Valilere hitap eden Erdoğan, "Çağları aşan hikmet dolu bu sözler bizim pusulamız olduğu gibi işlerinizde size de rehberlik etmelidir. Bizim ve millet idealindeki mülki idare amiri işte bu hasletlerle mücehhez yöneticilerdir. Bir diğer husus şudur. Mülki idare amirlerimizin yerel yönetimler, üniversiteler, sivil toplum ve özel sektörle uyum içinde çalışmasını bekliyoruz. Eğitim ve gençlik projelerini hayata geçirerek sosyal yardım faaliyetlerini aksatmayarak teknolojiyi ve iletişim araçlarını etkin bir şekilde kullanarak şehirlerinize yeni ufuklar, yeni alanlar açmak sizin görevinizdir. Biz, deprem başta olmak üzere doğal afet riskiyle yaşayan bir ülkeyiz. En son 6 Şubat’ta asrın en büyük tabii afetlerinden biriyle yara aldık, yıkıldık. Kriz ve afet yönetiminin ne kadar mühim olduğunu orada çok net biçimde gördük” açıklamasını yaptı.

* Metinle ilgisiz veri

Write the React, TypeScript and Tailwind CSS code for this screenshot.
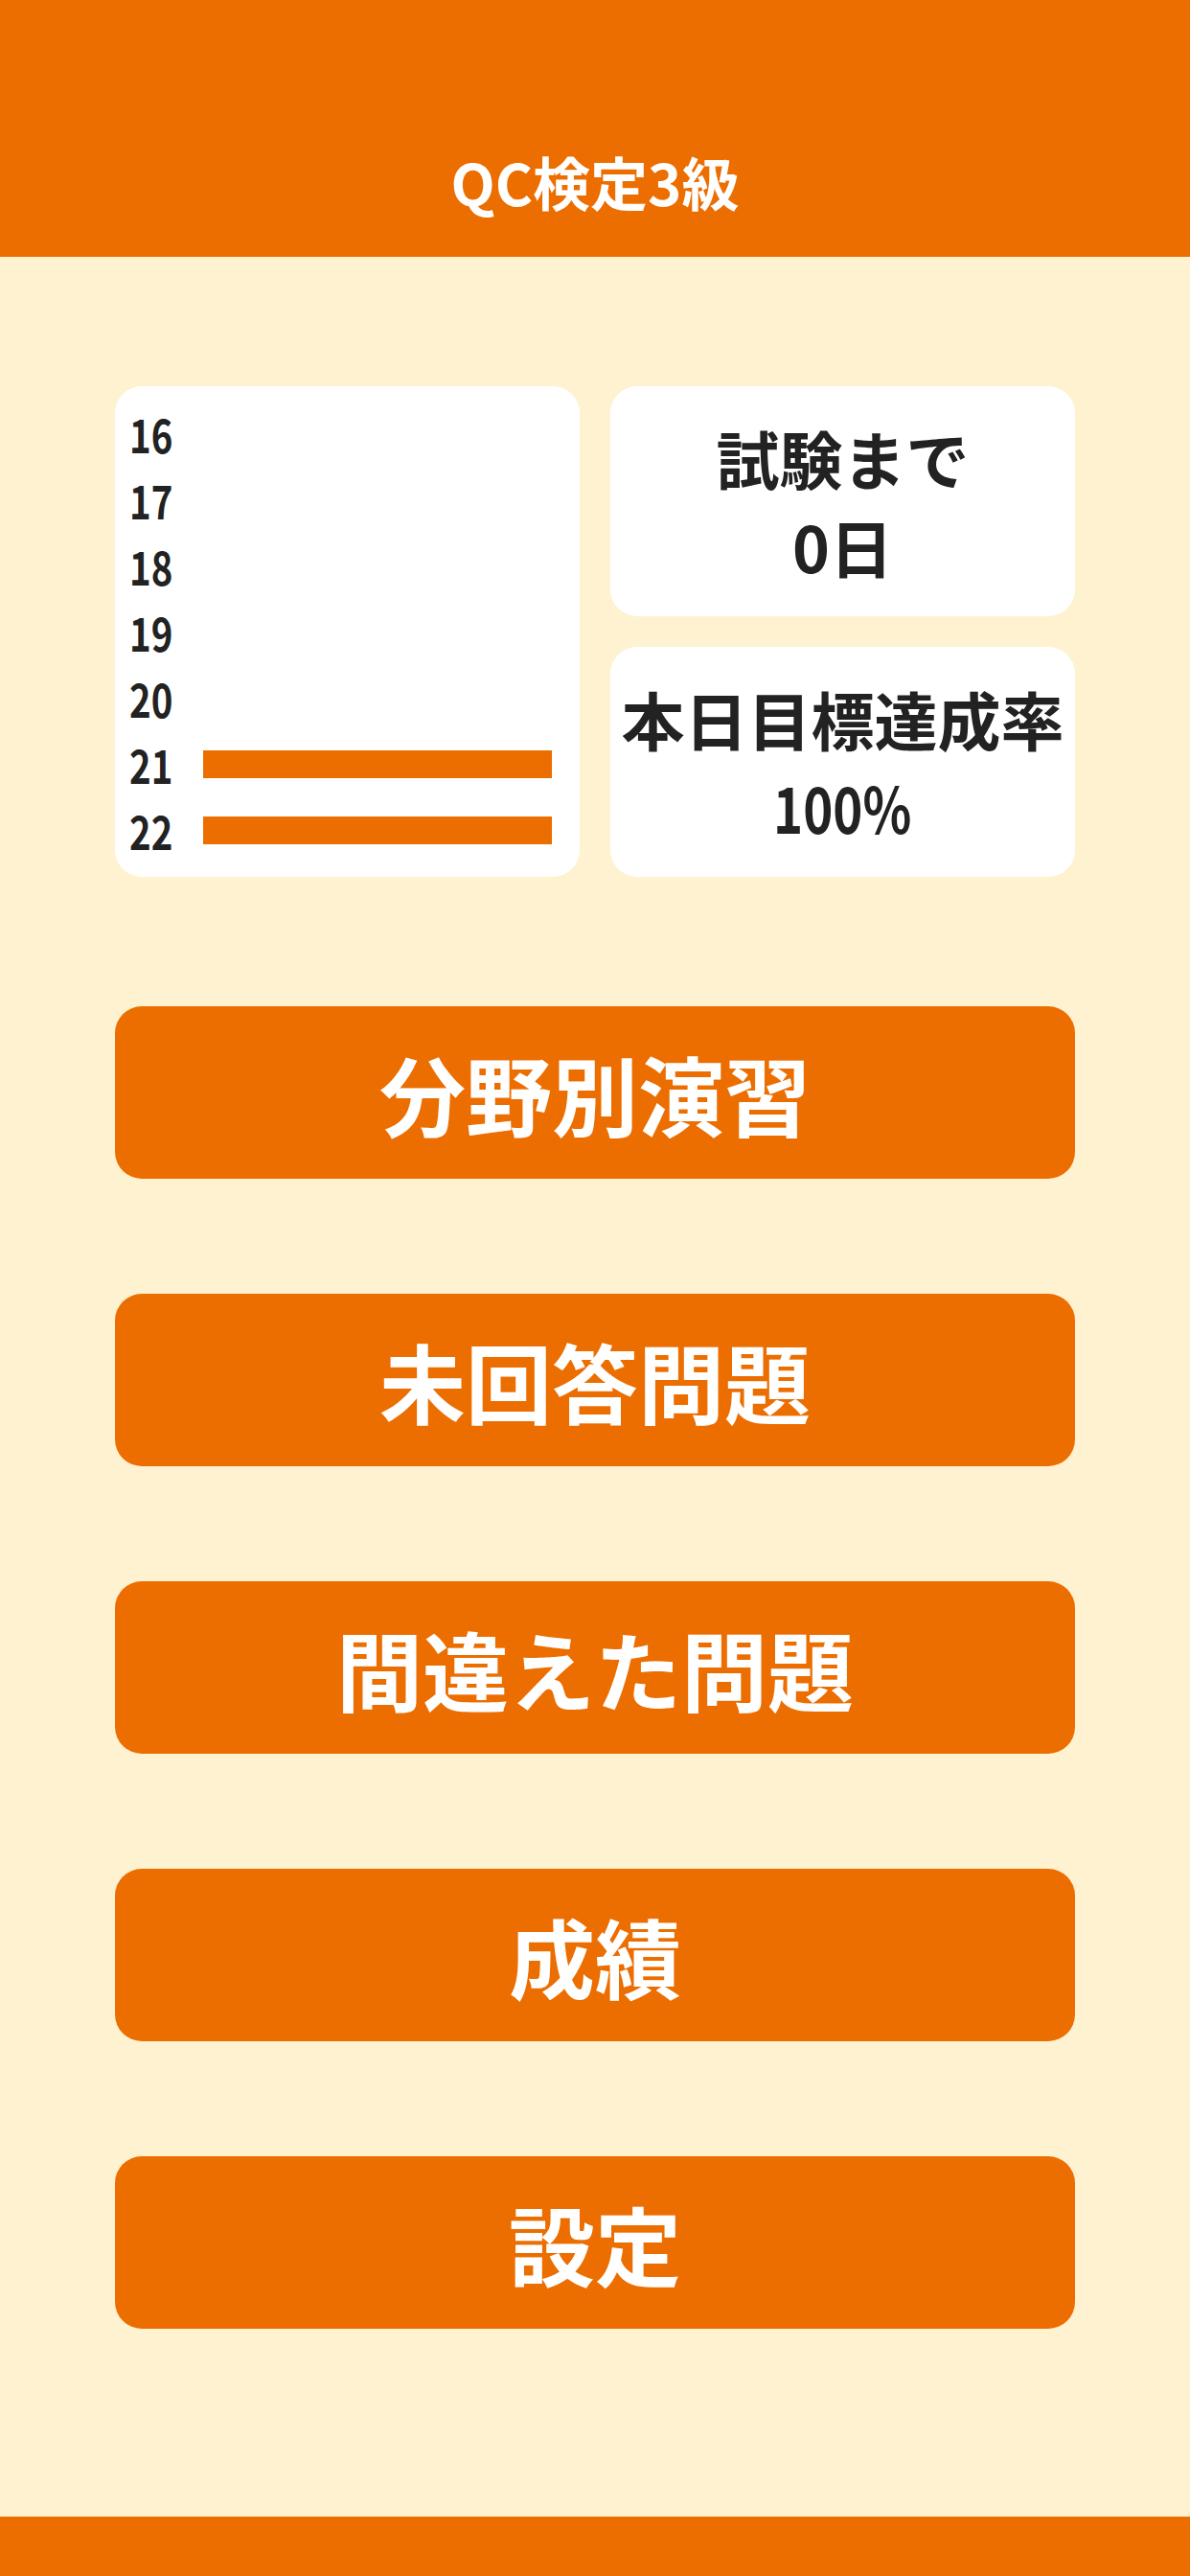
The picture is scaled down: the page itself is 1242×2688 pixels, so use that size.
const hours = [
  { label: '16', done: false },
  { label: '17', done: false },
  { label: '18', done: false },
  { label: '19', done: false },
  { label: '20', done: false },
  { label: '21', done: true },
  { label: '22', done: true },
];

const menu = ['分野別演習', '未回答問題', '間違えた問題', '成績', '設定'];

export default function App() {
  return (
    <div className="flex h-[2688px] w-full flex-col bg-[#fff2d1] font-['Noto_Sans_CJK_JP','Noto_Sans',sans-serif] font-bold">
      {/* Header */}
      <header className="flex h-[268px] items-end justify-center bg-[#ec6d00] pb-[36px]">
        <h1 className="text-[60px] leading-[86px] text-white">QC検定3級</h1>
      </header>

      <main className="flex flex-1 flex-col px-[120px] pt-[135px]">
        {/* Stats */}
        <div className="grid h-[512px] grid-cols-2 gap-[32px]">
          <div className="flex flex-col justify-center rounded-[28px] bg-white pl-[15px] pr-[29px]">
            {hours.map((h) => (
              <div key={h.label} className="flex h-[69px] items-center">
                <span className="w-[77px] text-[48px] leading-none text-[#222]">
                  <span className="inline-block origin-left scale-x-[0.8]">{h.label}</span>
                </span>
                {h.done && <div className="h-[29px] flex-1 bg-[#ec6d00]" />}
              </div>
            ))}
          </div>

          <div className="flex flex-col gap-[32px]">
            <div className="flex flex-1 flex-col items-center justify-center rounded-[28px] bg-white text-center text-[66px] leading-[92px] text-[#222]">
              <span>試験まで</span>
              <span>0日</span>
            </div>
            <div className="flex flex-1 flex-col items-center justify-center rounded-[28px] bg-white text-center text-[66px] leading-[92px] text-[#222]">
              <span>本日目標達成率</span>
              <span className="inline-block scale-x-[0.8]">100%</span>
            </div>
          </div>
        </div>

        {/* Menu */}
        <nav className="mt-[135px] flex flex-col gap-[120px]">
          {menu.map((item) => (
            <button
              key={item}
              type="button"
              className="flex h-[180px] w-full items-center justify-center rounded-[28px] bg-[#ec6d00] text-[90px] leading-none text-white"
            >
              {item}
            </button>
          ))}
        </nav>
      </main>

      <footer className="h-[62px] bg-[#ec6d00]" />
    </div>
  );
}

"Görevini doğru yapmayan memurların zararını adaletli bir yönetim bile gideremez"

Cumhurbaşkanı Erdoğan, kamu görevlilerinin sorumluluklarını yerine getirme konusundaki önemine vurgu yaparak, görevini doğru yapmayan memurların toplum üzerinde uzun vadeli zararlara yol açabileceğini belirtti. Erdoğan, “Allah korusun. Bir daha benzer durumlarla karşılaşmamak için hükümet olarak gereken her türlü tedbiri alıyoruz. Bu süreç bize aynı zamanda hızlı karar alabilen, çok boyutlu düşünebilen, elini taşın altına koyabilen idarecilerin değerini de gösterdi. Bir adım atmadan önce merkezden talimat bekleyen, gönüllere, hanelere, kalplere giremeyen kimi yöneticiler maalesef devletimizin çabalarına da gölge düşürdü. Bu hakikati İbn-i Firuz beş asır evvel şu cümlelerle dile getirmiştir. Gerçekte işe yaramaz kötü memurların yaptıkları zarar, vücutta insana yaramayan gıdaya benzer. İnsan bu gıdadan azar azar yer ve midesinde zararlı bir karışım meydana gelir. Zamanla artan bu madde sinirlere damarlara da tesir ederek insanı hasta eder. Kuvvetten düşen kişi doktora gitmeye mecbur kalır. Fakat doktor da buna çare bulamaz ve kişi bir türlü rahat yüzü göremez. Belki uzun süren bir ilaç ve tedavi sürecinden sonra kişi iyileşebilir. Buradan anlaşılmalıdır ki, görevini doğru yapmayan memurların halka bir günde verdikleri zararı, adaletli bir sultanın belki de uzun süren adaletli yönetimi bile gideremez. Evet, sizin sorumluluğunuz işte bu derece önemli, kritik ve hassastır. Dolayısıyla illerimizde şahsımı temsilen görev yapan siz valilerimize çok hayati vazifeler düştüğünü bugün bir kez daha hatırlatmak istiyorum. Ayrıca siz valilerimizden rehberlik, teftiş ve denetim faaliyetlerinin yerine getirilmesine dair genelgemizin gereklerini yakından takip ve koordine etmenizi de bekliyorum" diye konuştu.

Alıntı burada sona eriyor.